[Written instruction]:
Do any lines in the data below contain "this"? If so, copy every one of them.

** Start of The input **

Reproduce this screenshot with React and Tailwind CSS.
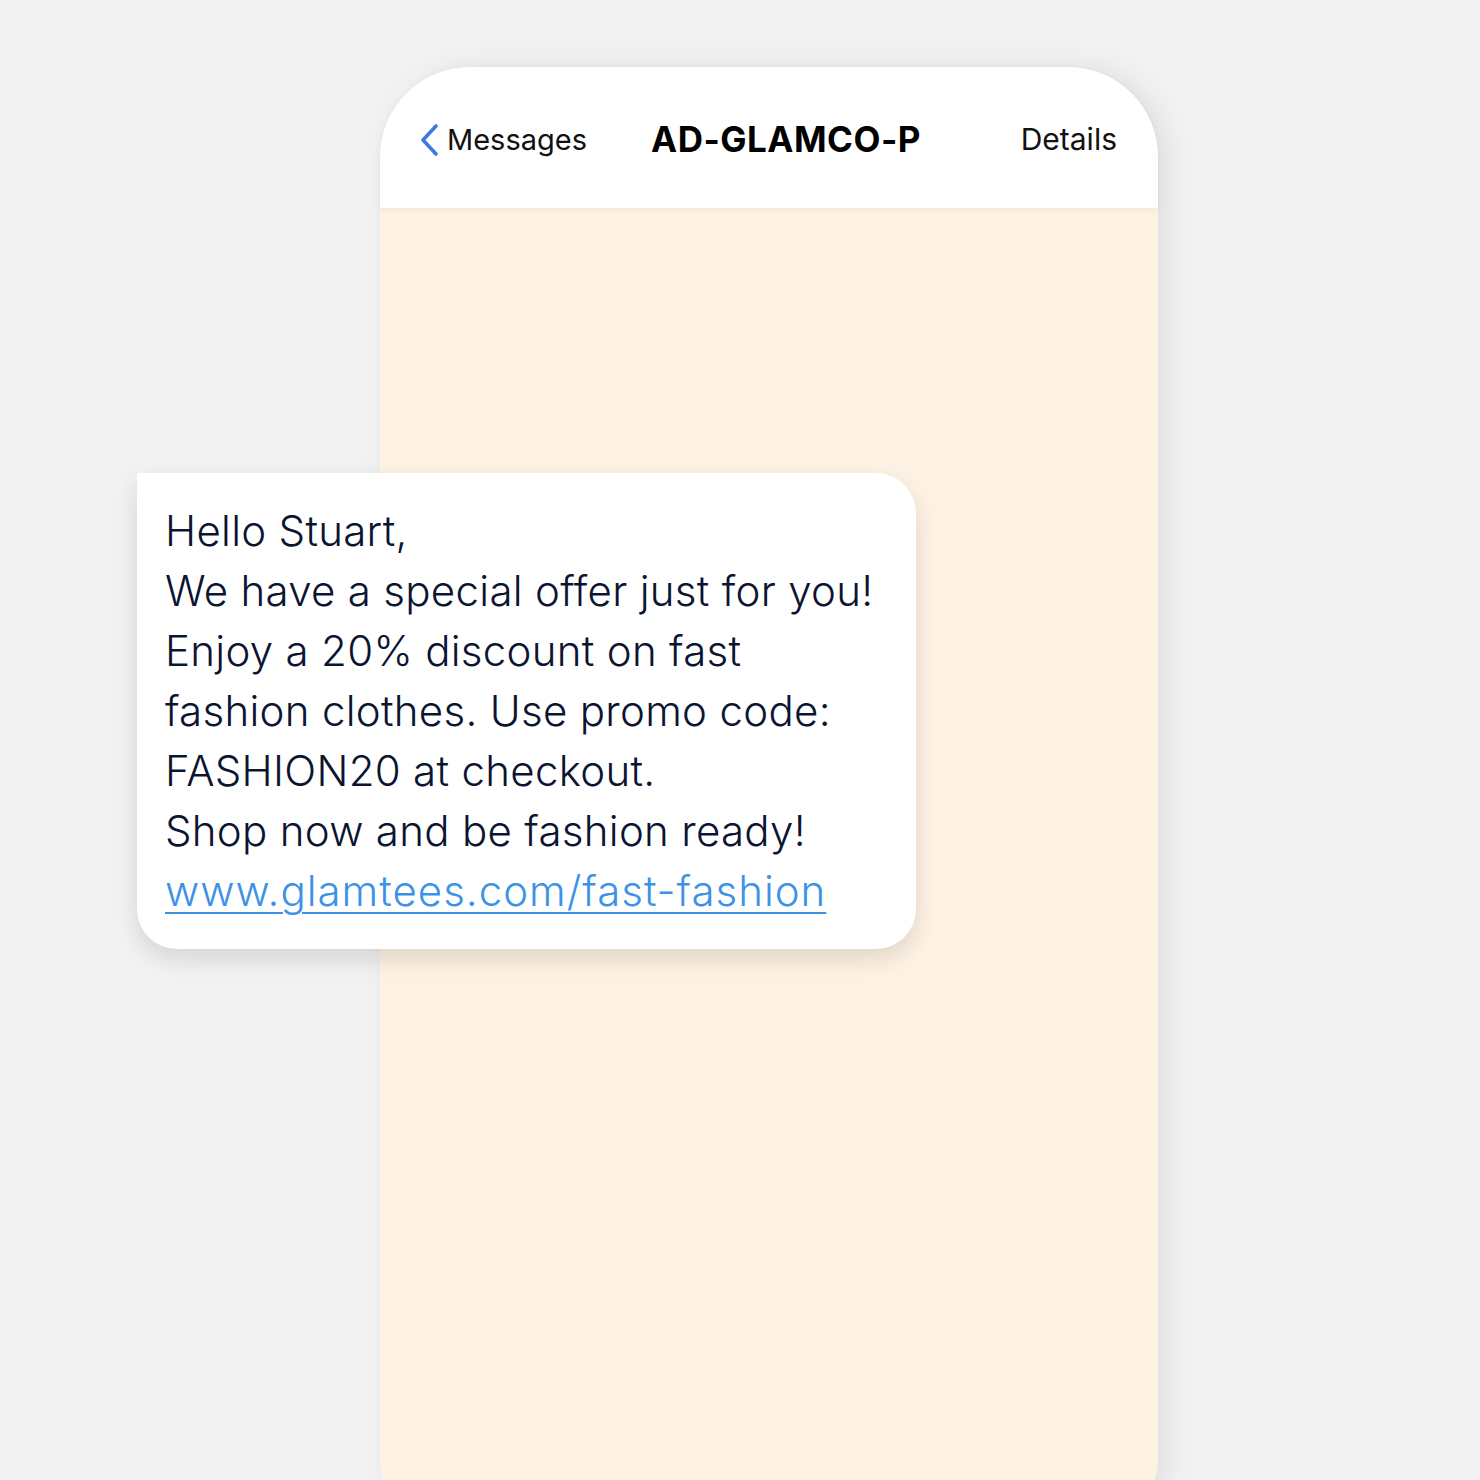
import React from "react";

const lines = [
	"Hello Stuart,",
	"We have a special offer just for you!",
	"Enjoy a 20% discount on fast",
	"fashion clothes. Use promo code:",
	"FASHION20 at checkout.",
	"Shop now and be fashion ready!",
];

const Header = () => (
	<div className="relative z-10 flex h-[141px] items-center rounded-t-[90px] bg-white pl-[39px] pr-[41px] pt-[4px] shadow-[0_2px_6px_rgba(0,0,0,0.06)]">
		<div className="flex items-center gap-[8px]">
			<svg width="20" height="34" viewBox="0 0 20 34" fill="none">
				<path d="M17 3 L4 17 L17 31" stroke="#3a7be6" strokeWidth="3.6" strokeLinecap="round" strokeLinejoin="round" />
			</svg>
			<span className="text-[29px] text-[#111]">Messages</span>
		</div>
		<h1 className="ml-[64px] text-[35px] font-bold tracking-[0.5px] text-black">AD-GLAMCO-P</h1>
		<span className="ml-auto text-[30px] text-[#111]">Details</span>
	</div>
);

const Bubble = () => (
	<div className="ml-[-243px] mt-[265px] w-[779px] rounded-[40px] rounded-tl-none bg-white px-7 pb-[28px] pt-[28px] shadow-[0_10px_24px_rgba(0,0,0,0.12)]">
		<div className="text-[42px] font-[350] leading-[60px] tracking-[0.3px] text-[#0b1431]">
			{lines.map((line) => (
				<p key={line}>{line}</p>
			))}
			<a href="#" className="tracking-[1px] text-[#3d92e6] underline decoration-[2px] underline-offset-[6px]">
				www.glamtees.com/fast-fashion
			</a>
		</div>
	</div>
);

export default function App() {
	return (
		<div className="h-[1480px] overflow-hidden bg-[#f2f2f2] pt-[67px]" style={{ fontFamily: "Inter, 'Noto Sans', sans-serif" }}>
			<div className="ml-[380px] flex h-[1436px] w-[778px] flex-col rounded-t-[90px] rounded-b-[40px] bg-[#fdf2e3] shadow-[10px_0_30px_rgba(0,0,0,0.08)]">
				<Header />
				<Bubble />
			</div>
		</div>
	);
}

** End of The input **
** Start of The input **

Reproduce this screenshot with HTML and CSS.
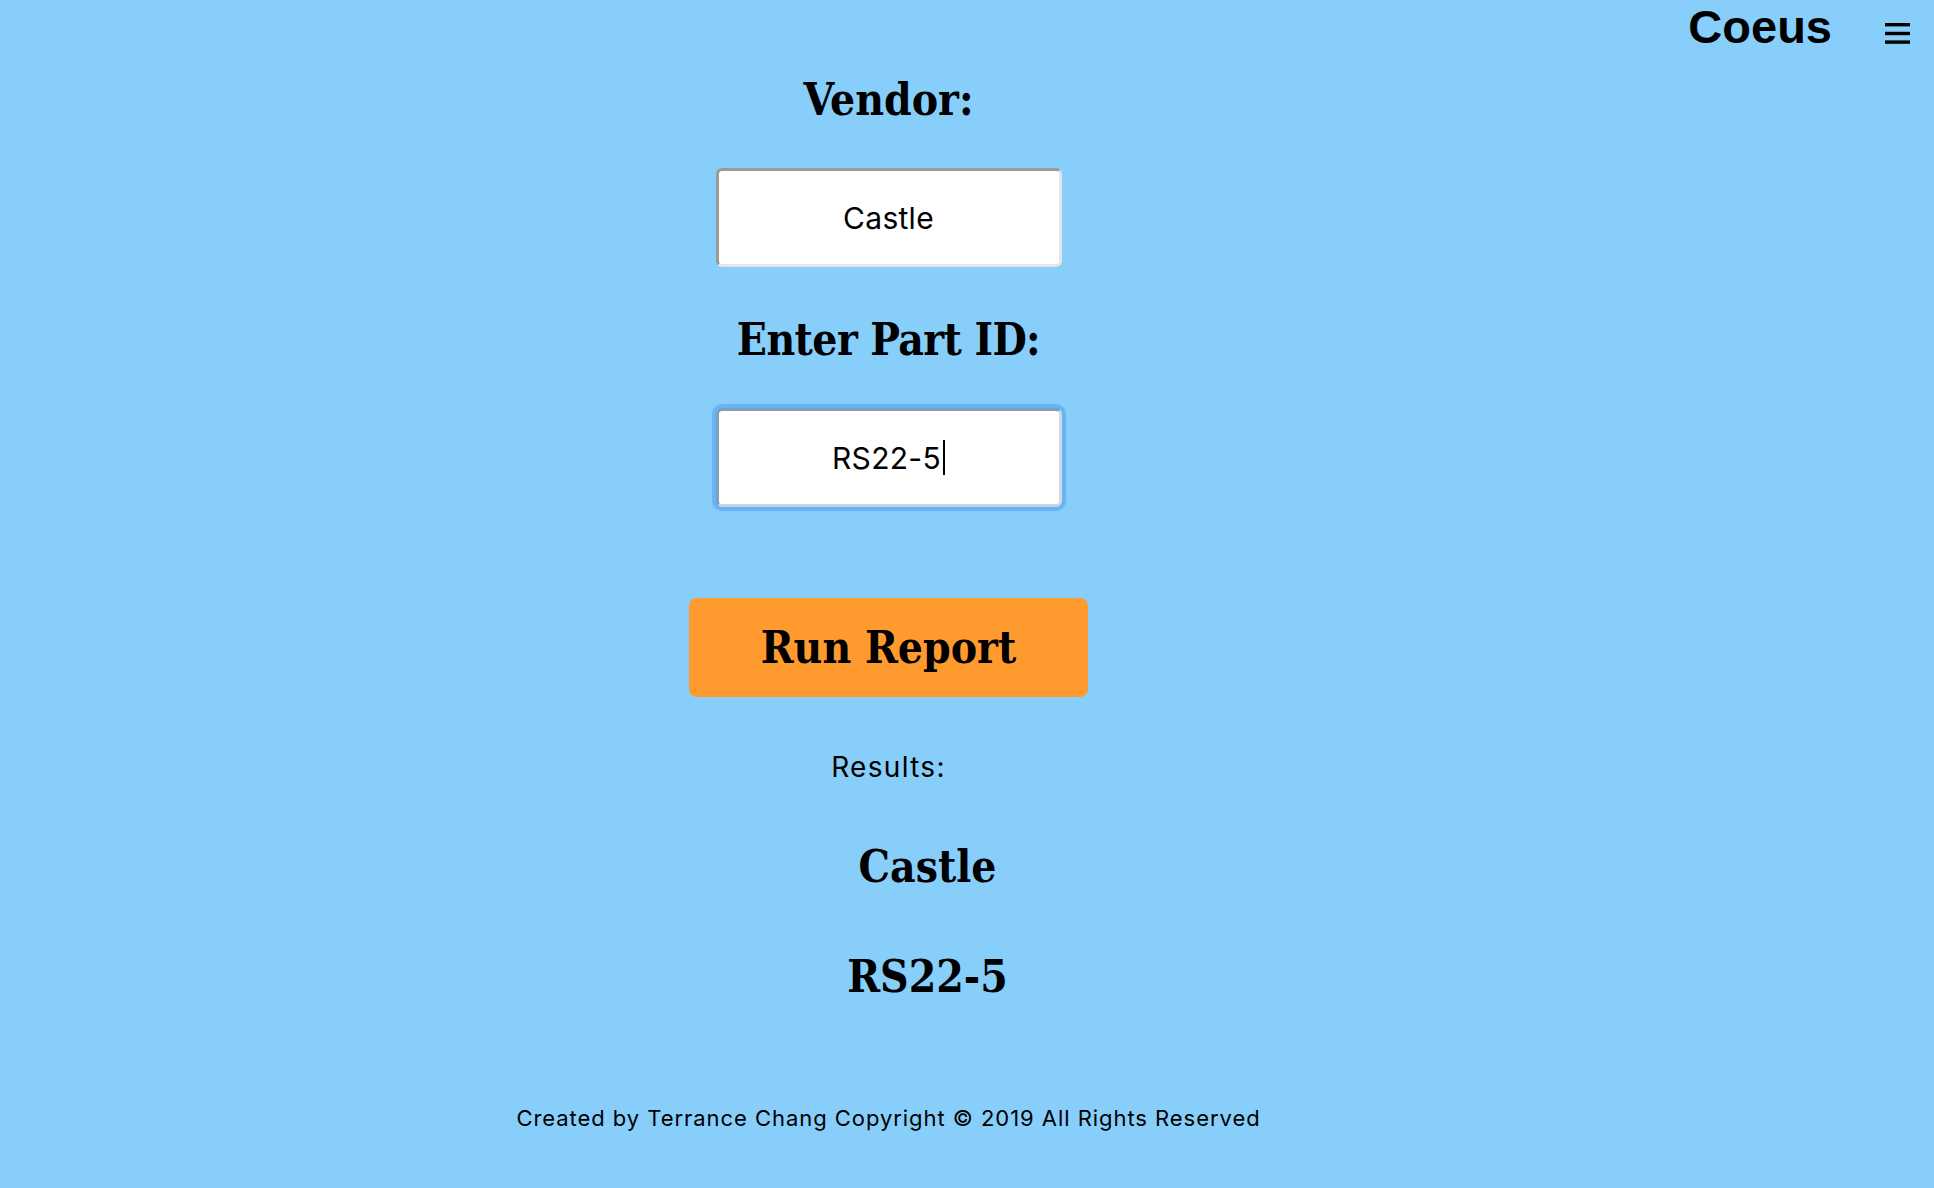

** End of The input **

[Written reply]:
Reproduce this screenshot with React and Tailwind CSS.
Reproduce this screenshot with HTML and CSS.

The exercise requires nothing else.